V – E, ainda, também foi incluído novo § 13 ao art. 17, da LIA, para introduzir nova pessoa jurídica interessada legitimada a propor ação de improbidade administrativa, que é o ente tributante que figurar no pólo ativo da obrigação tributária de que trata o art. 8º-A, da Lei Complementar nº 116/03, ou seja, têm legitimidade para propor a ação o Distrito Federal e os Municípios que forem prejudicados com as “isenções, incentivos ou benefícios tributários ou financeiros, inclusive de redução de base de cálculo ou de crédito presumido ou outorgado, ou sob qualquer outra forma que resulte, direta ou indiretamente, em carga tributária menor que a decorrente da aplicação da alíquota mínima estabelecida no caput”, do art. 8º-A.

VI – E, por fim, é de império tecer alguns comentários sobre o elemento subjetivo necessário à configuração do tipo mais recente de ato de improbidade administrativa.
Nosso entendimento é que o ato previsto no art. 10-A, da LIA, só se configura se existente o elemento subjetivo do dolo.
É o que temos defendido enfaticamente.
Tem-se, conforme temos iterado e reiterado, que a configuração do ato de improbidade administrativa necessita, obrigatoriamente, da ocorrência do dolo, não bastando, portanto, a culpa do agente, sendo que tal posicionamento doutrinário e jurisprudencial é o majoritário.
Com todo efeito, sem a figura do dolo é virtualmente impossível a caracterização de improbidade administrativa, porque o ímprobo é aquele que teve a vontade, a intenção, ou o animus de causar lesão ou prejuízo ao erário público, bem como aos princípios constitucionais que norteiam a Administração.
Tanto na doutrina quanto sobretudo na jurisprudência é majoritário o entendimento segundo o qual nas ações de improbidade administrativa deve ser demonstrado que o agente público – ou os terceiros que concorreram para a prática do ato – utilizou-se de expediente que possa ser caracterizado como de má-fé, com a nítida intenção de prejudicar o interesse público e o erário, e apenas assim, portanto, poderá ser alegada a improbidade administrativa.
O elemento subjetivo dos tipos contidos na LIA, de tal sorte, é o dolo e apenas o dolo, decorrente da vontade do agente público causar dano ou prejuízo à Administração Pública.
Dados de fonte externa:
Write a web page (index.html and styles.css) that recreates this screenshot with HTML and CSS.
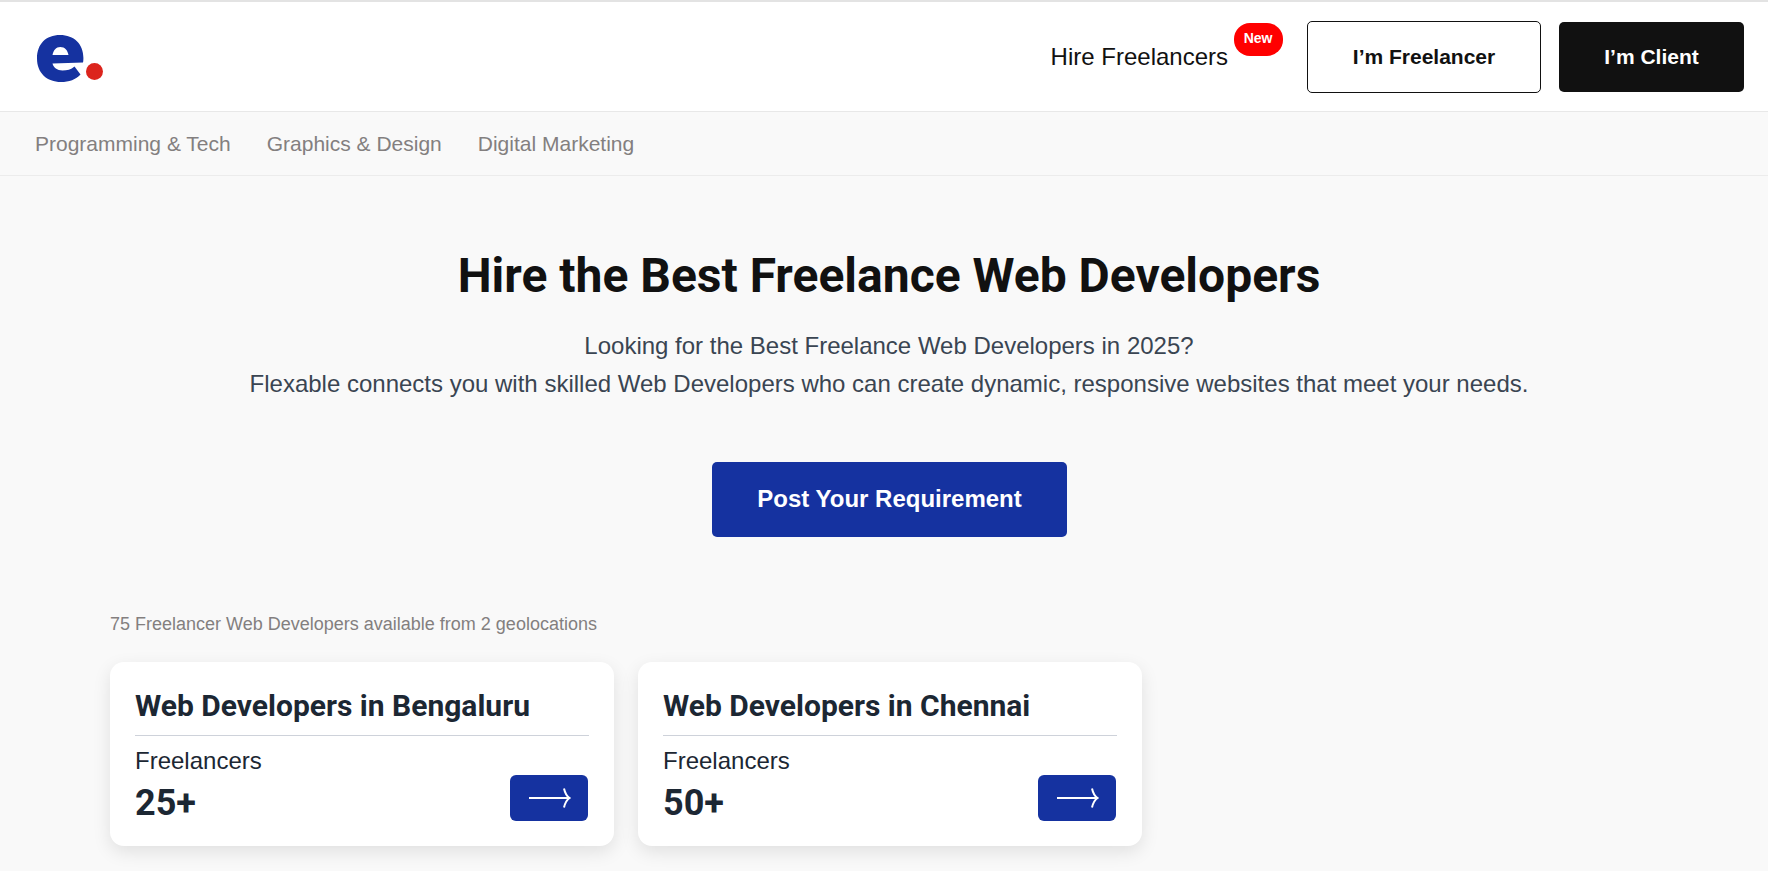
FILE: index.html
```html
<!DOCTYPE html>
<html lang="en">
<head>
  <meta charset="UTF-8">
  <meta name="viewport" content="width=device-width, initial-scale=1.0">
  <title>Hire the Best Freelance Web Developers</title>
  <link rel="stylesheet" href="styles.css">
</head>
<body>
  <header class="topbar">
    <svg class="logo" viewBox="0 0 70 50" width="70" height="50" aria-label="Flexable">
      <path fill="#1532a0" fill-rule="evenodd" d="M24 2C10 2 1 11 1 25.500C1 40 11 49 25 49C33 49 40 46.500 44.500 41.500L38.500 33.500C35 36.500 31 37.500 26.500 37.500C21 37.500 17.500 34.500 16.500 30.500L47 29.500C47.300 28.500 47.400 26.800 47.400 25C47.400 11 38 2 24 2ZM16.500 22C17.500 17 20 14 24.300 14C29 14 31.500 17 32.500 22Z"/>
      <circle fill="#dc241c" cx="58.500" cy="38.500" r="8.500"/>
    </svg>
    <div class="topbar-right">
      <a class="hire-link">Hire Freelancers<span class="badge">New</span></a>
      <a class="btn btn-outline">I’m Freelancer</a>
      <a class="btn btn-dark">I’m Client</a>
    </div>
  </header>

  <nav class="catnav">
    <a>Programming &amp; Tech</a>
    <a>Graphics &amp; Design</a>
    <a>Digital Marketing</a>
  </nav>

  <section class="hero">
    <h1>Hire the Best Freelance Web Developers</h1>
    <p>Looking for the Best Freelance Web Developers in 2025?<br>Flexable connects you with skilled Web Developers who can create dynamic, responsive websites that meet your needs.</p>
    <a class="post-btn">Post Your Requirement</a>
  </section>

  <section class="listing">
    <div class="count">75 Freelancer Web Developers available from 2 geolocations</div>
    <div class="cards">
      <div class="card">
        <h2>Web Developers in Bengaluru</h2>
        <div class="card-body">
          <div>
            <div class="card-label">Freelancers</div>
            <div class="card-num">25+</div>
          </div>
          <a class="arrow-btn">
            <svg viewBox="0 0 44 22" width="44" height="22"><path d="M2 11H42M37 1.500C38 6 39.500 9 42.500 11C39.500 13 38 16 37 20.500" fill="none" stroke="#fff" stroke-width="2"/></svg>
          </a>
        </div>
      </div>
      <div class="card">
        <h2>Web Developers in Chennai</h2>
        <div class="card-body">
          <div>
            <div class="card-label">Freelancers</div>
            <div class="card-num">50+</div>
          </div>
          <a class="arrow-btn">
            <svg viewBox="0 0 44 22" width="44" height="22"><path d="M2 11H42M37 1.500C38 6 39.500 9 42.500 11C39.500 13 38 16 37 20.500" fill="none" stroke="#fff" stroke-width="2"/></svg>
          </a>
        </div>
      </div>
    </div>
  </section>
</body>
</html>
```

FILE: styles.css
```css
html, body {
  height: 100%;
}
body {
  margin: 0;
  overflow: hidden;
  background-color: #f9f9f9;
  font-family: "Liberation Sans", Arial, sans-serif;
  color: #111;
}

.topbar {
  display: flex;
  justify-content: space-between;
  align-items: center;
  height: 109px;
  padding: 0 24px 0 36px;
  background-color: #fff;
  border-top: 2px solid #e3e3e3;
  border-bottom: 1px solid #e8e8e8;
}
.logo {
  display: block;
  margin-top: 2px;
}
.topbar-right {
  display: flex;
  align-items: center;
}
.hire-link {
  position: relative;
  font-size: 24px;
  margin-right: 79px;
}
.badge {
  position: absolute;
  left: 183px;
  top: -20px;
  width: 49px;
  height: 33px;
  line-height: 31px;
  text-align: center;
  background-color: #ff0000;
  color: #fff;
  font-size: 14px;
  font-weight: 700;
  border-radius: 16px;
}
.btn {
  display: flex;
  justify-content: center;
  align-items: center;
  box-sizing: border-box;
  font-size: 21px;
  font-weight: 700;
  border-radius: 5px;
}
.btn-outline {
  width: 234px;
  height: 72px;
  margin-right: 18px;
  background-color: #fff;
  border: 1px solid #111;
}
.btn-dark {
  width: 185px;
  height: 70px;
  background-color: #111;
  color: #fff;
}

.catnav {
  display: flex;
  gap: 36px;
  box-sizing: border-box;
  height: 64px;
  align-items: center;
  padding: 1px 0 0 35px;
  border-bottom: 1px solid #ececec;
}
.catnav a {
  font-size: 21px;
  color: #837f7f;
}

.hero {
  display: flex;
  flex-direction: column;
  align-items: center;
  padding-left: 10px;
  text-align: center;
}
.hero h1 {
  margin: 72px 0 0;
  font-family: Roboto, sans-serif;
  font-size: 48px;
  line-height: 56px;
  font-weight: 700;
}
.hero p {
  margin: 23px 0 0;
  font-size: 24px;
  line-height: 38px;
  color: #3a4552;
}
.post-btn {
  display: flex;
  justify-content: center;
  align-items: center;
  box-sizing: border-box;
  width: 355px;
  height: 75px;
  margin-top: 59px;
  padding: 0 0 2px 1px;
  background-color: #1532a0;
  color: #fff;
  font-size: 24px;
  font-weight: 700;
  border-radius: 5px;
}

.listing {
  padding: 0 0 0 110px;
}
.count {
  margin-top: 75px;
  font-size: 18px;
  line-height: 24px;
  color: #837f7f;
}
.cards {
  display: flex;
  gap: 24px;
  margin-top: 26px;
}
.card {
  box-sizing: border-box;
  width: 504px;
  height: 184px;
  padding: 25px 25px 0;
  background-color: #fff;
  border-radius: 14px;
  box-shadow: 0 6px 18px rgba(0, 0, 0, 0.1);
}
.card h2 {
  margin: 0;
  padding-bottom: 10px;
  font-family: Roboto, sans-serif;
  font-size: 30px;
  line-height: 38px;
  font-weight: 700;
  color: #1c2733;
  border-bottom: 1px solid #ced2da;
}
.card-body {
  display: flex;
  justify-content: space-between;
  align-items: flex-end;
}
.card-label {
  margin-top: 10px;
  font-size: 24px;
  line-height: 30px;
  color: #1c2733;
}
.card-num {
  margin-top: 4px;
  font-family: Roboto, sans-serif;
  font-size: 36px;
  line-height: 46px;
  font-weight: 700;
  color: #1c2733;
}
.arrow-btn {
  display: flex;
  justify-content: center;
  align-items: center;
  width: 78px;
  height: 46px;
  margin: 0 1px 5px 0;
  background-color: #1532a0;
  border-radius: 6px;
}
```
Sim, porque a intenção do ímprobo é alcançar benefício próprio ou de terceiro, em detrimento do interesse público.
Com efeito, “a lei alcança o administrador desonesto, não o inábil.”, conforme já decidiu o e. STJ, relator Ministro GARCIA VIEIRA, RESP nº 213994/MG, 1ª T., DJ de 27.09.99, p. 59.
Ninguém, portanto, é ímprobo por acaso, nem desonesto por imperícia, nem velhaco por imprudência, nem inidôneo se não quiser sê-lo ostensiva e propositadamente. Com todo efeito, sem o elemento volitivo presente; sem a vontade de delinqüir, de lesar, de tirar ilegítimo proveito, de locupletar-se indevidamente, de enriquecer ilicitamente, ninguém pode ser inquinado de improbidade, uma vez que essa pecha somente tem sentido técnico-jurídico, e mesmo lógico, se e quando imputada ao mal-intencionado, ao desonesto de propósitos, ao golpista, ao escroque. Quem não se enquadra n’alguma dessas infames categorias será tudo no planeta - menos praticante de ato de improbidade.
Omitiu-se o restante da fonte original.